WHAT THE TASK REQUIRES:
Below are some entries. Copy each line that holds the string "with".

EXERCISE MATERIALS:

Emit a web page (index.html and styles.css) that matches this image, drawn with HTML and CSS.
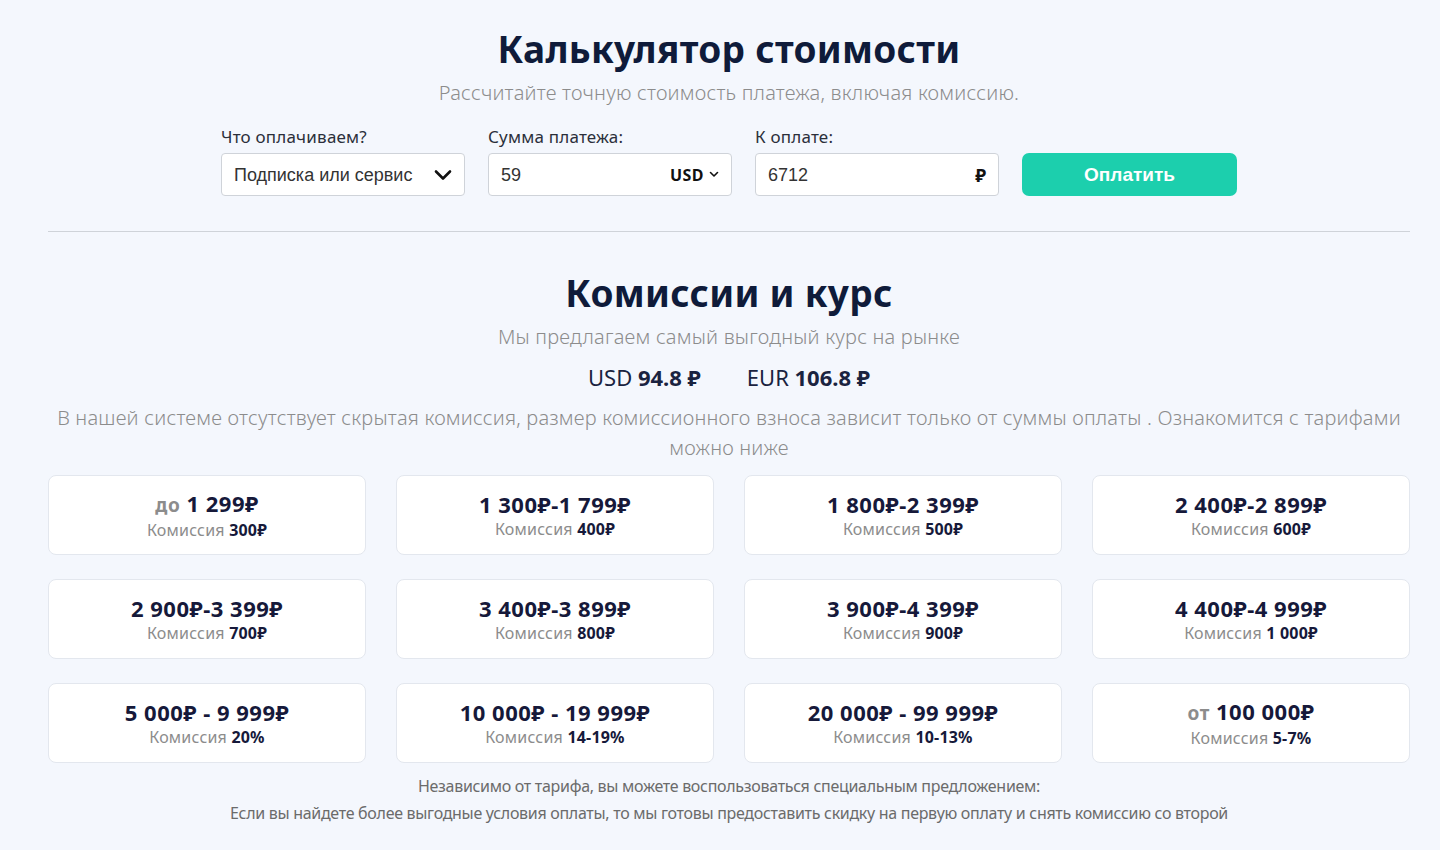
FILE: index.html
```html
<!DOCTYPE html>
<html lang="ru">
<head>
    <meta charset="UTF-8">
    <meta name="viewport" content="width=device-width, initial-scale=1.0">
    <title>Калькулятор стоимости</title>
    <link rel="stylesheet" href="styles.css">
</head>
<body>
    <div class="container">
        <section class="calculator">
            <h1>Калькулятор стоимости</h1>
            <p class="subtitle">Рассчитайте точную стоимость платежа, включая комиссию.</p>

            <div class="calc-form">
                <div class="form-group">
                    <label for="payType">Что оплачиваем?</label>
                    <div class="field">
                        <span class="field-value" id="payType">Подписка или сервис</span>
                        <svg class="chevron-big" width="18" height="12" viewBox="0 0 18 12"><path d="M2 2.5 L9 9.5 L16 2.5" fill="none" stroke="#111" stroke-width="2.6" stroke-linecap="round" stroke-linejoin="round"/></svg>
                    </div>
                </div>
                <div class="form-group">
                    <label for="amount">Сумма платежа:</label>
                    <div class="field">
                        <span class="field-value" id="amount">59</span>
                        <span class="currency">USD
                            <svg width="10" height="7" viewBox="0 0 10 7"><path d="M1.5 1.5 L5 5 L8.5 1.5" fill="none" stroke="#111" stroke-width="1.6" stroke-linecap="round" stroke-linejoin="round"/></svg>
                        </span>
                    </div>
                </div>
                <div class="form-group">
                    <label for="total">К оплате:</label>
                    <div class="field">
                        <span class="field-value" id="total">6712</span>
                        <span class="rub">₽</span>
                    </div>
                </div>
                <button class="pay-button">Оплатить</button>
            </div>
        </section>

        <hr class="divider">

        <section class="tariffs">
            <h2>Комиссии и курс</h2>
            <p class="subtitle">Мы предлагаем самый выгодный курс на рынке</p>
            <div class="rates">
                <span>USD <b>94.8 ₽</b></span>
                <span>EUR <b>106.8 ₽</b></span>
            </div>
            <p class="note">В нашей системе отсутствует скрытая комиссия, размер комиссионного взноса зависит только от суммы оплаты . Ознакомится с тарифами можно ниже</p>

            <div class="cards">
                <div class="card"><div class="card-range"><span class="muted">до</span> 1 299₽</div><div class="card-fee">Комиссия <b>300₽</b></div></div>
                <div class="card"><div class="card-range">1 300₽-1 799₽</div><div class="card-fee">Комиссия <b>400₽</b></div></div>
                <div class="card"><div class="card-range">1 800₽-2 399₽</div><div class="card-fee">Комиссия <b>500₽</b></div></div>
                <div class="card"><div class="card-range">2 400₽-2 899₽</div><div class="card-fee">Комиссия <b>600₽</b></div></div>
                <div class="card"><div class="card-range">2 900₽-3 399₽</div><div class="card-fee">Комиссия <b>700₽</b></div></div>
                <div class="card"><div class="card-range">3 400₽-3 899₽</div><div class="card-fee">Комиссия <b>800₽</b></div></div>
                <div class="card"><div class="card-range">3 900₽-4 399₽</div><div class="card-fee">Комиссия <b>900₽</b></div></div>
                <div class="card"><div class="card-range">4 400₽-4 999₽</div><div class="card-fee">Комиссия <b>1 000₽</b></div></div>
                <div class="card"><div class="card-range">5 000₽ - 9 999₽</div><div class="card-fee">Комиссия <b>20%</b></div></div>
                <div class="card"><div class="card-range">10 000₽ - 19 999₽</div><div class="card-fee">Комиссия <b>14-19%</b></div></div>
                <div class="card"><div class="card-range">20 000₽ - 99 999₽</div><div class="card-fee">Комиссия <b>10-13%</b></div></div>
                <div class="card"><div class="card-range"><span class="muted">от</span> 100 000₽</div><div class="card-fee">Комиссия <b>5-7%</b></div></div>
            </div>

            <div class="footnote">
                <p>Независимо от тарифа, вы можете воспользоваться специальным предложением:</p>
                <p>Если вы найдете более выгодные условия оплаты, то мы готовы предоставить скидку на первую оплату и снять комиссию со второй</p>
            </div>
        </section>
    </div>
</body>
</html>
```

FILE: styles.css
```css
body {
    margin: 0;
    background: #f4f7fd;
    font-family: "Noto Sans", "Open Sans", sans-serif;
    color: #0f1b3a;
}
.container {
    margin: 0 30px 0 48px;
    padding-top: 24px;
}
h1, h2 {
    margin: 0;
    text-align: center;
    font-size: 37px;
    font-weight: 700;
    line-height: 50px;
    color: #0f1b3a;
    letter-spacing: 0.3px;
}
.subtitle {
    margin: 6px 0 0;
    text-align: center;
    font-size: 20px;
    line-height: 26px;
    letter-spacing: 0.2px;
    color: #8c8c8c;
    font-weight: 300;
}
.calc-form {
    display: flex;
    justify-content: center;
    align-items: flex-end;
    gap: 23px;
    margin-top: 20px;
}
.form-group {
    display: flex;
    flex-direction: column;
    width: 244px;
}
label {
    font-size: 17px;
    line-height: 22px;
    letter-spacing: 0.2px;
    color: #2b2f3a;
    margin-bottom: 5px;
}
.field {
    height: 43px;
    box-sizing: border-box;
    background: #fff;
    border: 1px solid #cfd3d9;
    border-radius: 4px;
    display: flex;
    align-items: center;
    justify-content: space-between;
    padding: 0 12px;
    font-family: "Liberation Sans", Arial, sans-serif;
    font-size: 18px;
    color: #333;
}
.field-value {
    padding-top: 2px;
}
.currency {
    display: flex;
    align-items: center;
    gap: 5px;
    font-family: "Noto Sans", sans-serif;
    font-weight: 700;
    font-size: 16px;
    letter-spacing: 0.5px;
    color: #111;
}
.rub {
    font-family: "Noto Sans", sans-serif;
    font-weight: 700;
    font-size: 18px;
    color: #111;
}
.pay-button {
    width: 215px;
    height: 43px;
    border: none;
    border-radius: 7px;
    background: #1ccfad;
    color: #fff;
    font-family: "Liberation Sans", Arial, sans-serif;
    font-weight: 700;
    font-size: 19px;
    cursor: pointer;
}
.divider {
    border: none;
    border-top: 1px solid #cfd3d9;
    margin: 35px 0 0;
}
.tariffs {
    padding-top: 36px;
}
.rates {
    display: flex;
    justify-content: center;
    gap: 46px;
    margin-top: 13px;
    font-size: 22px;
    line-height: 28px;
    color: #1a2340;
}
.rates b {
    font-weight: 700;
}
.note {
    margin: 12px 0 0;
    text-align: center;
    font-size: 20px;
    line-height: 30px;
    letter-spacing: 0.2px;
    color: #8c8c8c;
    font-weight: 300;
}
.cards {
    display: grid;
    grid-template-columns: repeat(4, 1fr);
    column-gap: 30px;
    row-gap: 24px;
    margin-top: 12px;
}
.card {
    background: #fff;
    border: 1px solid #e3e7ee;
    border-radius: 8px;
    height: 80px;
    box-sizing: border-box;
    display: flex;
    flex-direction: column;
    align-items: center;
    justify-content: center;
}
.card-range {
    font-size: 22px;
    font-weight: 700;
    line-height: 27px;
    letter-spacing: 0.5px;
    color: #16193a;
}
.card-range .muted {
    color: #8c8c8c;
    font-size: 19px;
}
.card-fee {
    font-size: 16px;
    line-height: 22px;
    letter-spacing: 0.2px;
    color: #8c8c8c;
}
.card-fee b {
    color: #16193a;
}
.footnote {
    margin-top: 10px;
    text-align: center;
    font-size: 16px;
    color: #6b6b6b;
    letter-spacing: -0.3px;
}
.footnote p {
    margin: 0;
    line-height: 27px;
}
```
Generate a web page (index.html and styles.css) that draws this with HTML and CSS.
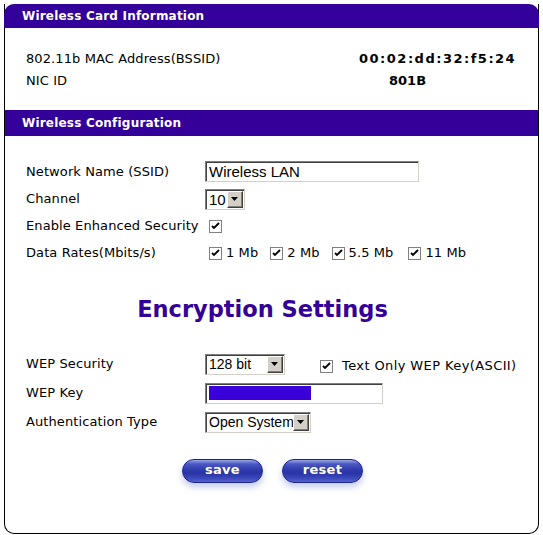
FILE: index.html
```html
<!DOCTYPE html>
<html>
<head>
<meta charset="utf-8">
<link rel="stylesheet" href="styles.css">
</head>
<body>
<div class="frame">
  <div class="head head-top">Wireless Card Information</div>
  <div class="info">
    <div class="info-row"><span class="info-lbl">802.11b MAC Address(BSSID)</span><span class="val">00:02:dd:32:f5:24</span></div>
    <div class="info-row"><span class="info-lbl">NIC ID</span><span class="val val-nic">801B</span></div>
  </div>
  <div class="head head-cfg">Wireless Configuration</div>
  <div class="config">
    <div class="row row-first"><span class="lbl">Network Name (SSID)</span><div class="field ssid">Wireless LAN</div></div>
    <div class="row"><span class="lbl">Channel</span><div class="select sel-channel"><span class="sel-text">10</span><span class="sel-btn"><svg width="7" height="4" viewBox="0 0 7 4"><path d="M0 0h7L3.5 4z" fill="#000"/></svg></span></div></div>
    <div class="row"><span class="lbl">Enable Enhanced Security</span><span class="cb"><svg width="13" height="13" viewBox="0 0 13 13"><rect x="0.5" y="0.5" width="12" height="12" fill="#fff" stroke="#808080"/><path d="M3 6l2 2 5-5" fill="none" stroke="#000" stroke-width="1.8"/></svg></span></div>
    <div class="row"><span class="lbl">Data Rates(Mbits/s)</span>
      <div class="rates">
        <span class="rate"><span class="cb"><svg width="13" height="13" viewBox="0 0 13 13"><rect x="0.5" y="0.5" width="12" height="12" fill="#fff" stroke="#808080"/><path d="M3 6l2 2 5-5" fill="none" stroke="#000" stroke-width="1.8"/></svg></span>1 Mb</span>
        <span class="rate"><span class="cb"><svg width="13" height="13" viewBox="0 0 13 13"><rect x="0.5" y="0.5" width="12" height="12" fill="#fff" stroke="#808080"/><path d="M3 6l2 2 5-5" fill="none" stroke="#000" stroke-width="1.8"/></svg></span>2 Mb</span>
        <span class="rate"><span class="cb"><svg width="13" height="13" viewBox="0 0 13 13"><rect x="0.5" y="0.5" width="12" height="12" fill="#fff" stroke="#808080"/><path d="M3 6l2 2 5-5" fill="none" stroke="#000" stroke-width="1.8"/></svg></span>5.5 Mb</span>
        <span class="rate"><span class="cb"><svg width="13" height="13" viewBox="0 0 13 13"><rect x="0.5" y="0.5" width="12" height="12" fill="#fff" stroke="#808080"/><path d="M3 6l2 2 5-5" fill="none" stroke="#000" stroke-width="1.8"/></svg></span>11 Mb</span>
      </div>
    </div>
  </div>
  <h2 class="enc-title">Encryption Settings</h2>
  <div class="enc">
    <div class="row"><span class="lbl">WEP Security</span><div class="select sel-wep"><span class="sel-text">128 bit</span><span class="sel-btn"><svg width="7" height="4" viewBox="0 0 7 4"><path d="M0 0h7L3.5 4z" fill="#000"/></svg></span></div>
      <span class="ascii"><span class="cb"><svg width="13" height="13" viewBox="0 0 13 13"><rect x="0.5" y="0.5" width="12" height="12" fill="#fff" stroke="#808080"/><path d="M3 6l2 2 5-5" fill="none" stroke="#000" stroke-width="1.8"/></svg></span>Text Only WEP Key(ASCII)</span>
    </div>
    <div class="row"><span class="lbl">WEP Key</span><div class="field wepkey"><span class="key-bar"></span></div></div>
    <div class="row"><span class="lbl">Authentication Type</span><div class="select sel-auth"><span class="sel-text">Open System</span><span class="sel-btn"><svg width="7" height="4" viewBox="0 0 7 4"><path d="M0 0h7L3.5 4z" fill="#000"/></svg></span></div></div>
  </div>
  <div class="buttons">
    <button class="pill">save</button>
    <button class="pill">reset</button>
  </div>
</div>
</body>
</html>
```
FILE: styles.css
```css
html, body {
  margin: 0;
  background: #fff;
}
body {
  padding: 4px;
  font-family: "DejaVu Sans", Verdana, sans-serif;
  font-size: 13px;
  color: #000;
}
.frame {
  width: 533px;
  border: 1px solid #000;
  border-top: 0;
  border-radius: 0 0 10px 10px;
}
.head {
  background: #330099;
  color: #fff;
  font-weight: bold;
  font-size: 12px;
  letter-spacing: 0.2px;
  padding-left: 17px;
}
.head-top {
  height: 24px;
  line-height: 24px;
  margin: 0 -1px;
  padding-left: 18px;
  border-radius: 10px 10px 0 0;
}
.head-cfg {
  height: 26px;
  line-height: 26px;
}
.info {
  padding: 20px 0 18px 21px;
}
.info-row {
  display: flex;
  height: 22px;
  line-height: 22px;
}
.info-lbl {
  width: 333px;
  letter-spacing: 0.1px;
}
.val {
  font-weight: bold;
  letter-spacing: 1.5px;
}
.val-nic {
  padding-left: 30px;
  letter-spacing: 0;
}
.config {
  padding: 24px 0 0 21px;
  display: flex;
  flex-direction: column;
  gap: 5px;
}
.row {
  display: flex;
  align-items: center;
  height: 22px;
  line-height: 22px;
}
.row-first {
  height: 23px;
}
.lbl {
  width: 179px;
  flex: none;
  letter-spacing: 0.1px;
  white-space: nowrap;
}
.field, .select {
  box-sizing: border-box;
  height: 21px;
  border-top: 1px solid #808080;
  border-left: 1px solid #808080;
  border-right: 1px solid #d4d0c8;
  border-bottom: 1px solid #d4d0c8;
  box-shadow: inset 1px 1px 0 #404040;
  background: #fff;
  font-family: "Liberation Sans", Arial, sans-serif;
  font-size: 14px;
  line-height: 19px;
  white-space: nowrap;
}
.ssid {
  width: 214px;
  padding-left: 3px;
  font-size: 15px;
}
.select {
  display: flex;
  align-items: stretch;
  padding: 1px 1px 1px 2px;
}
.sel-text {
  flex: 1;
  line-height: 17px;
  padding-left: 1px;
  overflow: hidden;
}
.sel-channel .sel-text {
  font-size: 15px;
}
.sel-btn {
  box-sizing: border-box;
  flex: none;
  width: 16px;
  background: #d4d0c8;
  border-top: 1px solid #fff;
  border-left: 1px solid #fff;
  border-right: 1px solid #404040;
  border-bottom: 1px solid #404040;
  box-shadow: inset -1px -1px 0 #808080;
  display: flex;
  align-items: center;
  justify-content: center;
}
.sel-btn svg {
  display: block;
  margin: 0 1px 1px 0;
}
.sel-channel {
  width: 40px;
}
.sel-wep {
  width: 80px;
}
.sel-auth {
  width: 106px;
}
.cb {
  display: inline-flex;
  margin: 0 4px 0 4px;
}
.cb svg {
  display: block;
}
.rates {
  display: flex;
  gap: 8px;
}
.rate {
  display: inline-flex;
  align-items: center;
  letter-spacing: 0.1px;
}
.rate:nth-child(3) {
  margin-right: 3px;
}
.enc-title {
  margin: 30px 0 0;
  height: 30px;
  line-height: 30px;
  text-align: center;
  font-size: 22.5px;
  font-weight: bold;
  color: #330099;
  padding-right: 18px;
}
.enc {
  margin-top: 29px;
  padding-left: 21px;
  display: flex;
  flex-direction: column;
  gap: 7px;
}
.ascii {
  display: inline-flex;
  align-items: center;
  margin-left: 31px;
  padding-top: 4px;
  letter-spacing: 0.4px;
}
.ascii .cb {
  margin-right: 9px;
}
.wepkey {
  width: 178px;
  padding: 2px 3px;
}
.key-bar {
  display: block;
  width: 102px;
  height: 14px;
  background: #3a00dc;
}
.buttons {
  display: flex;
  justify-content: center;
  gap: 19px;
  padding: 26px 0 50px 2px;
}
.pill {
  width: 81px;
  height: 24px;
  border: 1px solid #1c2290;
  border-radius: 12px;
  background: linear-gradient(to bottom, #9aa6e6 0%, #4b58c4 18%, #2f3aac 45%, #2a34a6 60%, #3d4bbd 85%, #5564cc 100%);
  box-shadow: 0 4px 6px rgba(90, 110, 210, 0.35);
  color: #fff;
  font-family: "DejaVu Sans", Verdana, sans-serif;
  font-weight: bold;
  font-size: 13px;
  line-height: 20px;
  padding: 0 0 2px;
  letter-spacing: 0.3px;
}
```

THE RESULT:
Emit a web page (index.html and styles.css) that matches this image, drawn with HTML and CSS.
Generate a web page (index.html and styles.css) that draws this with HTML and CSS.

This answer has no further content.